Perhaps they don't have empirical evidence because it doesn't
work.

The program is not unlike needle parks which, albeit well-intentioned,
simply ghettoize addicts.

Rather than putting them on a solid path to recovery, it allows them
to wallow and waste away quietly, far from a sober society not wanting
to see the ugliness of an addiction left to fester.

They might as well load the pipes with crack, too.

'MJ' MacLeod, a Calgary psychologist, was speechless when asked to
weigh in on the program she was shocked to learn exists.

"You're not serious?" she asked.

She says harm reduction can be beneficial in some scenarios, but runs
the risk of endorsing drug use -- "on some level, making it OK."

Backing the concept of reaching out to addicts, she doubts a viable
plan would include pushing pipes.

"Giving hope there is help is a great idea, but going to the extent of
handing out crack pipes -- I don't think so," she says.

Neal Berger, Cedars at Cobblie Hill's executive director, says the
program is nothing more than "palliative care," for addicts in need of
cures.

It is "exceptionally naive," to think a viable escape plan includes a
clean pipe and short-term support, he says.

Rather than smoke-and-mirror solutions, he says, they need residential
treatment and years of support.

"To suggest this is any part of a treatment continuum is absurd," he
says from the B.C.-based addictions treatment centre frequented by
Calgarians who can afford the out-of-pocket cost.

"It will likely make it worse, not better. The reality is, it gives
further licence to it. I would not want to be the person who provided
the pipe which results in someone doing brain damage."

Tetley, a drug expert for 15 years with city police, is disgusted by
the initiative.

While there are several viable ways to beat crack addictions -- like
intensive treatment, jail, police efforts to dry up the market and
death -- none include passing out pipes, he says.

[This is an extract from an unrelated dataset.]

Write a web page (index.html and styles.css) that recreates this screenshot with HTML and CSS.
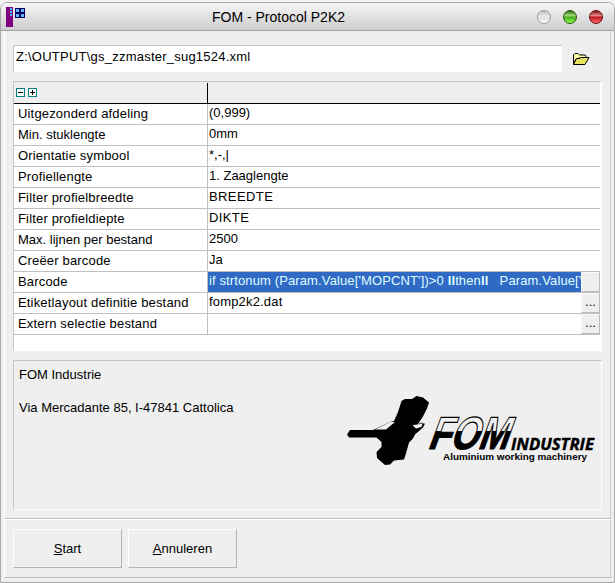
FILE: index.html
```html
<!DOCTYPE html>
<html lang="nl">
<head>
<meta charset="utf-8">
<title>FOM - Protocol P2K2</title>
<link rel="stylesheet" href="styles.css">
</head>
<body>
<div class="window">
  <header class="titlebar">
    <svg class="app-icon" width="20" height="21" viewBox="0 0 20 21" shape-rendering="crispEdges"><path fill="#800080" d="M0 0h7v20H0z"/><path fill="#4ac4ff" d="M4 1h2v2H4zm0 3h2v2H4zm0 3h2v2H4z"/><path fill="#000060" d="M9 1h10v10H9z"/><path fill="#64b9f4" d="M10 2h3v3h-3zm5 0h3v3h-3zm-5 5h3v3h-3zm5 0h3v3h-3z"/></svg>
    <h1>FOM - Protocol P2K2</h1>
    <div class="orbs"><i class="orb gray"></i><i class="orb green"></i><i class="orb red"></i></div>
  </header>
  <main>
    <div class="file-row">
      <div class="file-field">Z:\OUTPUT\gs_zzmaster_sug1524.xml</div>
      <svg class="folder" width="18" height="13" viewBox="0 0 18 13"><path d="M1.500 11.500V2L3 .5h3L7.500 2h5.500L14 3v2H7L3.500 6.500 1.500 11.500z" fill="#ffffa0" stroke="#000"/><path d="M1.500 11.500 4.500 5.500H8l1-1h8l-4 7z" fill="#e9e060" stroke="#000"/></svg>
    </div>
    <section class="grid">
      <div class="grid-head">
        <div class="label"><svg width="22" height="9" viewBox="0 0 22 9" shape-rendering="crispEdges"><path fill="#fff" stroke="#008080" d="M.5.5h8v8h-8zM12.500.5h8v8h-8z"/><path stroke="#000" d="M2 4.500h5M14 4.500h5M16.500 2v5"/></svg></div>
        <div class="value"></div>
      </div>
      <div class="row"><div class="label wide">Uitgezonderd afdeling</div><div class="value">(0,999)</div></div>
      <div class="row"><div class="label">Min. stuklengte</div><div class="value">0mm</div></div>
      <div class="row"><div class="label wide">Orientatie symbool</div><div class="value">*,-,|</div></div>
      <div class="row"><div class="label wide">Profiellengte</div><div class="value">1. Zaaglengte</div></div>
      <div class="row"><div class="label wide">Filter profielbreedte</div><div class="value caps">BREEDTE</div></div>
      <div class="row"><div class="label wide">Filter profieldiepte</div><div class="value caps">DIKTE</div></div>
      <div class="row"><div class="label">Max. lijnen per bestand</div><div class="value">2500</div></div>
      <div class="row"><div class="label wide">Creëer barcode</div><div class="value">Ja</div></div>
      <div class="row"><div class="label wide">Barcode</div><div class="value selected">if strtonum (Param.Value['MOPCNT'])&gt;0 <b>ll</b>then<b>ll</b>   Param.Value['</div><div class="more"></div></div>
      <div class="row"><div class="label wide">Etiketlayout definitie bestand</div><div class="value wide">fomp2k2.dat</div><div class="more">...</div></div>
      <div class="row"><div class="label wide">Extern selectie bestand</div><div class="value"></div><div class="more">...</div></div>
    </section>
    <section class="panel">
      <div class="address"><p>FOM Industrie</p><p>Via Mercadante 85, I-47841 Cattolica</p></div>
      <svg class="logo" width="250" height="74" viewBox="345 393 250 74">
        <defs><linearGradient id="split" x1="0" y1="416" x2="0" y2="450" gradientUnits="userSpaceOnUse"><stop offset="0" stop-color="#f0f0f0"/><stop offset=".45" stop-color="#f0f0f0"/><stop offset=".45"/><stop offset="1"/></linearGradient></defs>
        <path d="M401.500 401 405 399l7 0 4.500-3 6.500 1.500 6 5-2 6-4 8-4 6-2 2 8-1-2 4-8 7-2 4-4 4-3 11-2 6-10 1-4 4-5 .500-8-7-.500-6 5-5v-5l-5-4.500H349l-2-3 3-4.500h23l17-8 4-1 4-9z"/>
        <path d="M375 429.500l15-7.500h5l-9 7.500z" fill="#f0f0f0"/><path d="M412 425l11-2-1 4-6 2z" fill="#f0f0f0" stroke="#000" stroke-width=".7"/>
        <g transform="translate(428 449.500) skewX(-20) translate(-428 -449.500)">
          <text class="fom" x="427" y="449.500" textLength="80" lengthAdjust="spacingAndGlyphs" fill="url(#split)" stroke="#000" stroke-width="1.200">FOM</text>
        </g>
        <text class="industrie" x="511" y="449.500" textLength="83" lengthAdjust="spacingAndGlyphs">INDUSTRIE</text>
        <text class="tagline" x="443" y="460" textLength="144" lengthAdjust="spacingAndGlyphs">Aluminium working machinery</text>
      </svg>
    </section>
  </main>
  <footer><button><u>S</u>tart</button><button><u>A</u>nnuleren</button></footer>
</div>
</body>
</html>
```
FILE: styles.css
```css
* { box-sizing: border-box; }
body { margin: 0; width: 615px; height: 583px; overflow: hidden; background: #f3f3f3; color: #000; font: 13px/16px "Liberation Sans", Arial, sans-serif; }
.window { height: 581px; margin-top: 2px; border: 1px solid #a9a9a9; border-radius: 7px 7px 0 0; background: #efefef; display: flex; flex-direction: column; }
.titlebar { height: 28px; flex: none; border-bottom: 1px solid #a5a5a5; border-radius: 6px 6px 0 0; background: linear-gradient(#f7f7f7, #e3e3e3 45%, #cecece); display: grid; grid-template-columns: 80px 1fr 80px; }
.app-icon { margin: 4px 0 0 5px; }
.titlebar h1 { margin: 6px 0 0; padding-right: 58px; font-size: 14px; line-height: 16px; font-weight: normal; text-align: center; letter-spacing: 0; white-space: nowrap; }
.orbs { display: flex; gap: 12px; padding: 7px 0 0 3px; }
.orb { width: 14px; height: 14px; flex: none; border: 1px solid #999; border-radius: 50%; }
.gray { background: linear-gradient(#bbb, #eee 45%, #ddd 55%, #fff); }
.green { border-color: #205a0b; background: linear-gradient(#2d700f, #a7df7e 40%, #48a71f 50%, #8fff49); }
.red { border-color: #6b1018; background: linear-gradient(#79131b, #ef8c8d 40%, #bd1a24 50%, #ff6864); }
main { flex: none; height: 488px; margin: 0 3px; padding: 14px 9px 0 8px; border-left: 1px solid #fff; border-right: 1px solid #ccc; border-bottom: 1px solid #bdbdbd; }
.file-row { display: flex; align-items: center; height: 27px; }
.file-field { width: 549px; height: 27px; border-top: 1px solid #c5c5c5; border-left: 1px solid #c5c5c5; background: #fff; padding: 3px 2px; letter-spacing: .23px; }
.folder { margin: 2px 0 0 10px; }
.grid { width: 589px; height: 270px; margin-top: 9px; border: 1px solid #c5c5c5; border-right: 2px solid #fff; border-bottom: 0; background: #fff; }
.grid-head, .row { display: flex; }
.grid-head { height: 22px; border-bottom: 1px solid #000; background: #efefef; }
.grid-head .label { width: 193px; padding: 6px 0 0 2px; }
.grid-head .label svg { display: block; }
.grid-head .value { border-left: 1px solid #000; margin-top: 1px; }
.row { height: 21px; border-bottom: 1px solid #c0c0c0; white-space: pre; }
.label { width: 193px; flex: none; padding: 2px 0 0 4px; }
.value { flex: 1; min-width: 0; border-left: 1px solid #c0c0c0; padding: 1px 0 0 1px; overflow: hidden; }
.wide { letter-spacing: .17px; }
.caps { letter-spacing: .4px; }
.selected { background: #316ac5; color: #dfffff; letter-spacing: .12px; }
.more { width: 19px; flex: none; border: 1px solid; border-color: #f8f8f8 #bbb #bbb #f8f8f8; background: #efefef; text-align: center; }
.panel { width: 589px; height: 150px; margin-top: 9px; border: 1px solid; border-color: #c5c5c5 #fff #fff #c5c5c5; display: flex; }
.address { width: 331px; flex: none; padding: 6px 5px; white-space: nowrap; }
p { margin: 0 0 17px; }
.logo { margin-top: 32px; flex: none; }
.fom { font: bold 46px "Liberation Sans", sans-serif; }
.industrie { font: italic bold 16px "Open Sans", sans-serif; stroke: #000; stroke-width: .4px; }
.tagline { font: bold 9.5px "Liberation Sans", sans-serif; }
footer { margin: 0 3px; height: 59px; border: 1px solid #fff; border-right-color: #ccc; border-bottom-color: #bbb; display: flex; gap: 6px; padding: 9px 8px 0 8px; }
button { width: 109px; height: 39px; flex: none; padding: 0; background: #efefef; border: 1px solid; border-color: #fff #b4b4b4 #b4b4b4 #fff; font: inherit; color: #000; }
```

"It's just ridiculous, it's not even putting a Band-Aid on Niagara
Falls," he says.

"Passing out a crack cocaine pipe to a crack user is like passing a
joint around."

While Calgary clinical psychologist Glen Edwards concedes the pipes
might mitigate some associated health concerns, he worries it might
stop short of education and support people need to successfully fight
addictions.

"If it's the only thing we do it's only harm reduction, not helping
them with their illness," he says. "Harm reduction doesn't treat
addiction, it reduces harm only."

Police association president John Dooks scoffs at the idea fearing it
pitches addicts deeper into the drug world, many relying on crime to
feed an addiction.

"Are we not enabling addicts and worse yet, making it easier for
traffickers to market their drugs?" he asks.

Over the years addicts who languished on long wait lists have
complained about how tough it is to get meaningful help for addictions
in this city.

Health officials would do better to focus on real solutions rather
than the pipe-dream that free drug paraphernalia is a good plan.

The bottom line is, handing out pipes means promoting the use of crack
cocaine to the very people trying to escape its clutches -- something
health officials should put in their figurative pipe ...and smoke.